Task goal –
Copy the records below exactly, from the line containing "Convert this screenshot to HTML and CSS code." through the last line, and leave out every picture.

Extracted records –
# # # # #
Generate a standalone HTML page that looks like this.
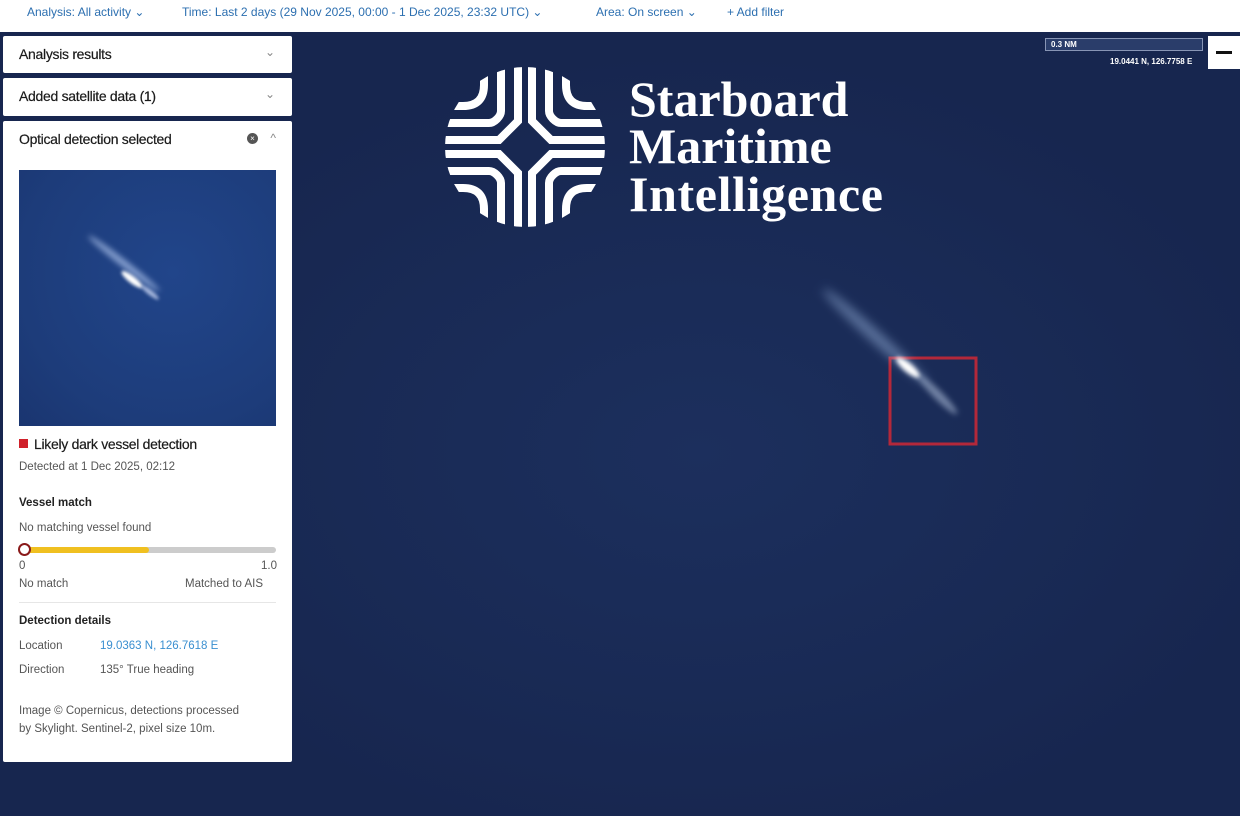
<!DOCTYPE html>
<html><head><meta charset="utf-8"><style>
*{margin:0;padding:0;box-sizing:border-box}
body{width:1240px;height:816px;overflow:hidden;position:relative;font-family:"Liberation Sans",sans-serif;background:#1a2a55}
#map{position:absolute;left:0;top:32px;width:1240px;height:784px;background:radial-gradient(ellipse 600px 400px at 700px 420px,#1c2f5d,#192a55 60%,#17264f)}
#top{position:absolute;left:0;top:0;width:1240px;height:32px;background:#fff;font-size:12px;color:#2c6fb0}
#top span{position:absolute;top:5px;white-space:nowrap}
.p{position:absolute;left:3px;width:289px;background:#fff;border-radius:2px}
.h{position:absolute;left:16px;font-size:14px;color:#1a1a1a;letter-spacing:-.3px;-webkit-text-stroke:.2px #1a1a1a}
.chev{position:absolute;right:17px;color:#888;font-size:12px}
.t{position:absolute;left:16px;font-size:11.5px;color:#555;white-space:nowrap}
.b{color:#222;font-weight:bold}
</style></head><body>
<div id="map"></div>
<div id="top">
<span style="left:27px">Analysis: All activity ⌄</span>
<span style="left:182px">Time: Last 2 days (29 Nov 2025, 00:00 - 1 Dec 2025, 23:32 UTC) ⌄</span>
<span style="left:596px">Area: On screen ⌄</span>
<span style="left:727px">+ Add filter</span>
</div>
<div class="p" style="top:36px;height:37px"><div class="h" style="top:10px">Analysis results</div><div class="chev" style="top:9px">⌄</div></div>
<div class="p" style="top:78px;height:38px"><div class="h" style="top:10px">Added satellite data (1)</div><div class="chev" style="top:9px">⌄</div></div>
<div class="p" style="top:121px;height:641px">
<div class="h" style="top:10px">Optical detection selected</div>
<div style="position:absolute;left:244px;top:12px;width:11px;height:11px;border-radius:50%;background:#555;color:#fff;font-size:8px;text-align:center;line-height:11px">×</div>
<div class="chev" style="top:10px;right:16px">^</div>
<div style="position:absolute;left:16px;top:49px;width:257px;height:256px;background:radial-gradient(ellipse at 60% 40%,#21458a,#1d3c7a 70%,#1a3570);overflow:hidden">
<div style="position:absolute;left:60px;top:90px;width:90px;height:7px;border-radius:50%;background:rgba(200,220,255,.6);filter:blur(3px);transform:rotate(38deg)"></div>
<div style="position:absolute;left:100px;top:106px;width:26px;height:7px;border-radius:50%;background:#fff;filter:blur(1.5px);transform:rotate(38deg)"></div>
<div style="position:absolute;left:120px;top:120px;width:22px;height:5px;border-radius:50%;background:rgba(220,230,255,.7);filter:blur(1.5px);transform:rotate(38deg)"></div>
</div>
<div style="position:absolute;left:16px;top:318px;width:9px;height:9px;background:#d0202a"></div>
<div class="h" style="top:315px;left:31px;font-size:14px">Likely dark vessel detection</div>
<div class="t" style="top:340px">Detected at 1 Dec 2025, 02:12</div>
<div class="t b" style="top:376px">Vessel match</div>
<div class="t" style="top:401px">No matching vessel found</div>
<div style="position:absolute;left:16px;top:426px;width:257px;height:6px;background:#ccc;border-radius:3px"></div>
<div style="position:absolute;left:16px;top:426px;width:130px;height:6px;background:#f0c020;border-radius:3px"></div>
<div style="position:absolute;left:15px;top:422px;width:13px;height:13px;border-radius:50%;border:2px solid #8a1a1a;background:#fff"></div>
<div class="t" style="top:439px">0</div><div class="t" style="top:439px;left:258px">1.0</div>
<div class="t" style="top:457px">No match</div><div class="t" style="top:457px;left:182px">Matched to AIS</div>
<div style="position:absolute;left:16px;top:481px;width:257px;height:1px;background:#e6e6e6"></div>
<div class="t b" style="top:494px">Detection details</div>
<div class="t" style="top:519px">Location</div><div class="t" style="top:519px;left:97px;color:#3a8fd0">19.0363 N, 126.7618 E</div>
<div class="t" style="top:543px">Direction</div><div class="t" style="top:543px;left:97px">135° True heading</div>
<div class="t" style="top:581px;line-height:18px;white-space:normal;width:225px">Image © Copernicus, detections processed by Skylight. Sentinel-2, pixel size 10m.</div>
</div>
<!-- scale -->
<div style="position:absolute;left:1045px;top:38px;width:158px;height:13px;border:1px solid #8895b5;background:#2a3d6a;color:#fff;font-size:8px;font-weight:bold;padding-left:5px;line-height:11px">0.3 NM</div>
<div style="position:absolute;left:1110px;top:57px;color:#fff;font-size:8px;font-weight:bold">19.0441 N, 126.7758 E</div>
<div style="position:absolute;left:1208px;top:36px;width:32px;height:33px;background:#fff"><div style="position:absolute;left:8px;top:15px;width:16px;height:3px;background:#111"></div></div>
<!-- logo -->
<svg style="position:absolute;left:0;top:0" width="1240" height="816">
<defs>
<clipPath id="c"><circle cx="525" cy="147" r="80"/></clipPath>
<g id="q" fill="none" stroke="#fff" stroke-width="8" stroke-linejoin="round">
<path d="M-7,-95 L-7,-24 Q-7,-19 -12,-14 L-14,-12 Q-19,-7 -24,-7 L-95,-7"/>
<path d="M-24,-95 L-24,-40 Q-24,-30 -32,-30 L-30,-32 Q-30,-24 -40,-24 L-95,-24"/>
<path d="M-41,-95 L-41,-66 Q-41,-41 -66,-41 L-95,-41"/>
<path d="M-58,-90 Q-58,-58 -90,-58"/>
<path d="M-22,-95 L-22,-42" stroke-width="0"/>
</g>
<g id="q2" fill="none" stroke="#fff" stroke-width="8">
<path d="M-7,-95 L-7,-26 L-26,-7 L-95,-7"/>
<path d="M-24,-95 L-24,-36 Q-24,-32 -28,-28 Q-32,-24 -36,-24 L-95,-24"/>
<path d="M-41,-95 L-41,-62 Q-41,-41 -62,-41 L-95,-41"/>
<path d="M-58,-95 C-58,-72 -66,-60 -95,-58"/>
</g>
</defs>
<g clip-path="url(#c)">
<g transform="translate(525,147)">
<use href="#q2"/>
<use href="#q2" transform="scale(-1,1)"/>
<use href="#q2" transform="scale(1,-1)"/>
<use href="#q2" transform="scale(-1,-1)"/>
</g>
</g>
<g font-family="Liberation Serif,serif" font-weight="bold" font-size="50" fill="#fff">
<text x="629" y="116">Starboard</text>
<text x="629" y="163">Maritime</text>
<text x="629" y="211" textLength="254">Intelligence</text>
</g>
<rect x="890" y="358" width="86" height="86" fill="none" stroke="#b3283a" stroke-width="3"/>
</svg>
<div style="position:absolute;left:805px;top:330px;width:140px;height:12px;border-radius:50%;background:rgba(170,200,240,.45);filter:blur(5px);transform:rotate(42deg)"></div>
<div style="position:absolute;left:893px;top:363px;width:30px;height:9px;border-radius:50%;background:#fff;filter:blur(2px);transform:rotate(40deg)"></div>
<div style="position:absolute;left:910px;top:390px;width:55px;height:9px;border-radius:50%;background:rgba(200,215,240,.5);filter:blur(3px);transform:rotate(45deg)"></div>
</body></html>
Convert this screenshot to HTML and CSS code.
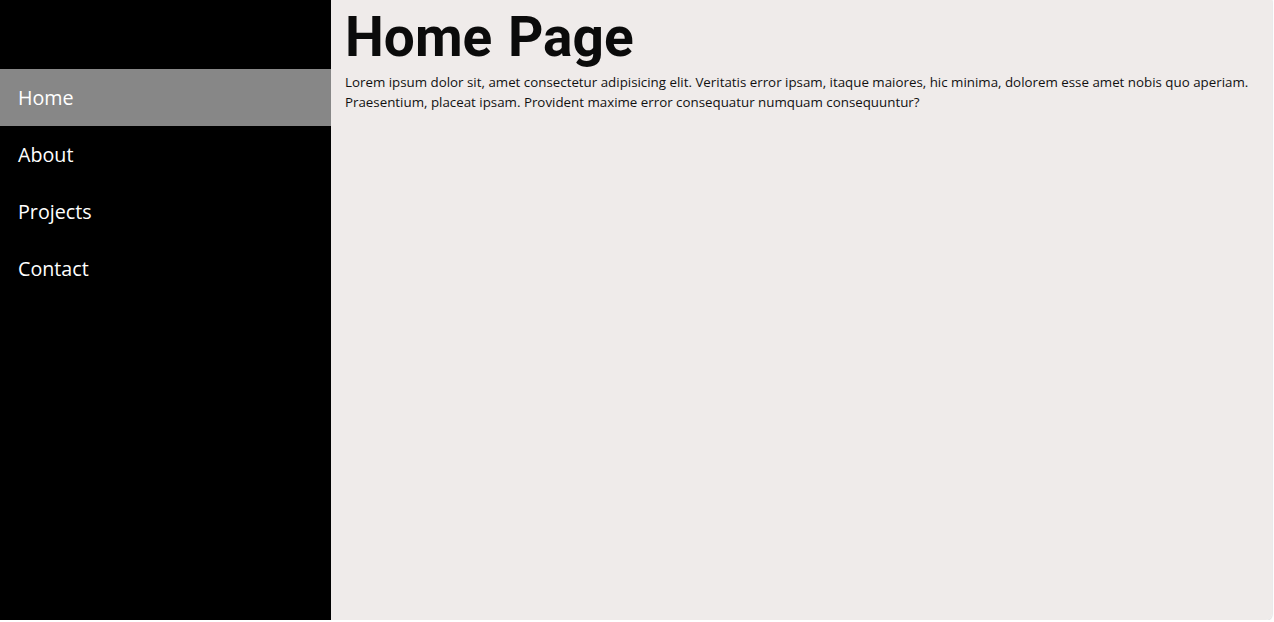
FILE: index.html
```html
<!DOCTYPE html>
<html lang="en">
<head>
<meta charset="utf-8">
<title>Home Page</title>
<link rel="stylesheet" href="styles.css">
</head>
<body>
<div class="frame">
  <aside class="sidebar">
    <nav class="nav">
      <a class="nav-item active" href="#">Home</a>
      <a class="nav-item" href="#">About</a>
      <a class="nav-item" href="#">Projects</a>
      <a class="nav-item" href="#">Contact</a>
    </nav>
  </aside>
  <main class="content">
    <h1 class="title">Home Page</h1>
    <p class="text">Lorem ipsum dolor sit, amet consectetur adipisicing elit. Veritatis error ipsam, itaque maiores, hic minima, dolorem esse amet nobis quo aperiam. Praesentium, placeat ipsam. Provident maxime error consequatur numquam consequuntur?</p>
  </main>
</div>
</body>
</html>
```
FILE: styles.css
```css
html, body {
  margin: 0;
  padding: 0;
  background: #ffffff;
}
.frame {
  display: flex;
  width: 1272px;
  height: 620px;
  border-radius: 0 0 6px 0;
  box-shadow: 0 1px 2px rgba(0,0,0,0.12), 1px 0 1px rgba(0,0,0,0.06);
  overflow: hidden;
}
.sidebar {
  width: 331px;
  flex: none;
  background: #000;
  padding-top: 69px;
  box-sizing: border-box;
}
.nav {
  display: flex;
  flex-direction: column;
}
.nav-item {
  display: flex;
  align-items: center;
  height: 57px;
  box-sizing: border-box;
  padding: 0 0 1px 18px;
  color: #fff;
  text-decoration: none;
  font-family: "Open Sans", sans-serif;
  font-size: 19.7px;
}
.nav-item.active {
  background: #878787;
}
.content {
  flex: 1;
  background: #efebea;
  padding: 0 14px;
}
.title {
  margin: 4px 0 0;
  font-family: Roboto, sans-serif;
  font-weight: 700;
  font-size: 55px;
  line-height: 66px;
  color: #0b0b0b;
  letter-spacing: 0;
  word-spacing: 2px;
}
.text {
  margin: 2px 0 0;
  font-family: "Open Sans", sans-serif;
  font-size: 13.34px;
  line-height: 20px;
  color: #111;
}
```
# # # # #
Final result –
Convert this screenshot to HTML and CSS code.
FILE: index.html
```html
<!DOCTYPE html>
<html lang="en">
<head>
<meta charset="utf-8">
<title>Home Page</title>
<link rel="stylesheet" href="styles.css">
</head>
<body>
<div class="frame">
  <aside class="sidebar">
    <nav class="nav">
      <a class="nav-item active" href="#">Home</a>
      <a class="nav-item" href="#">About</a>
      <a class="nav-item" href="#">Projects</a>
      <a class="nav-item" href="#">Contact</a>
    </nav>
  </aside>
  <main class="content">
    <h1 class="title">Home Page</h1>
    <p class="text">Lorem ipsum dolor sit, amet consectetur adipisicing elit. Veritatis error ipsam, itaque maiores, hic minima, dolorem esse amet nobis quo aperiam. Praesentium, placeat ipsam. Provident maxime error consequatur numquam consequuntur?</p>
  </main>
</div>
</body>
</html>
```
FILE: styles.css
```css
html, body {
  margin: 0;
  padding: 0;
  background: #ffffff;
}
.frame {
  display: flex;
  width: 1272px;
  height: 620px;
  border-radius: 0 0 6px 0;
  box-shadow: 0 1px 2px rgba(0,0,0,0.12), 1px 0 1px rgba(0,0,0,0.06);
  overflow: hidden;
}
.sidebar {
  width: 331px;
  flex: none;
  background: #000;
  padding-top: 69px;
  box-sizing: border-box;
}
.nav {
  display: flex;
  flex-direction: column;
}
.nav-item {
  display: flex;
  align-items: center;
  height: 57px;
  box-sizing: border-box;
  padding: 0 0 1px 18px;
  color: #fff;
  text-decoration: none;
  font-family: "Open Sans", sans-serif;
  font-size: 19.7px;
}
.nav-item.active {
  background: #878787;
}
.content {
  flex: 1;
  background: #efebea;
  padding: 0 14px;
}
.title {
  margin: 4px 0 0;
  font-family: Roboto, sans-serif;
  font-weight: 700;
  font-size: 55px;
  line-height: 66px;
  color: #0b0b0b;
  letter-spacing: 0;
  word-spacing: 2px;
}
.text {
  margin: 2px 0 0;
  font-family: "Open Sans", sans-serif;
  font-size: 13.34px;
  line-height: 20px;
  color: #111;
}
```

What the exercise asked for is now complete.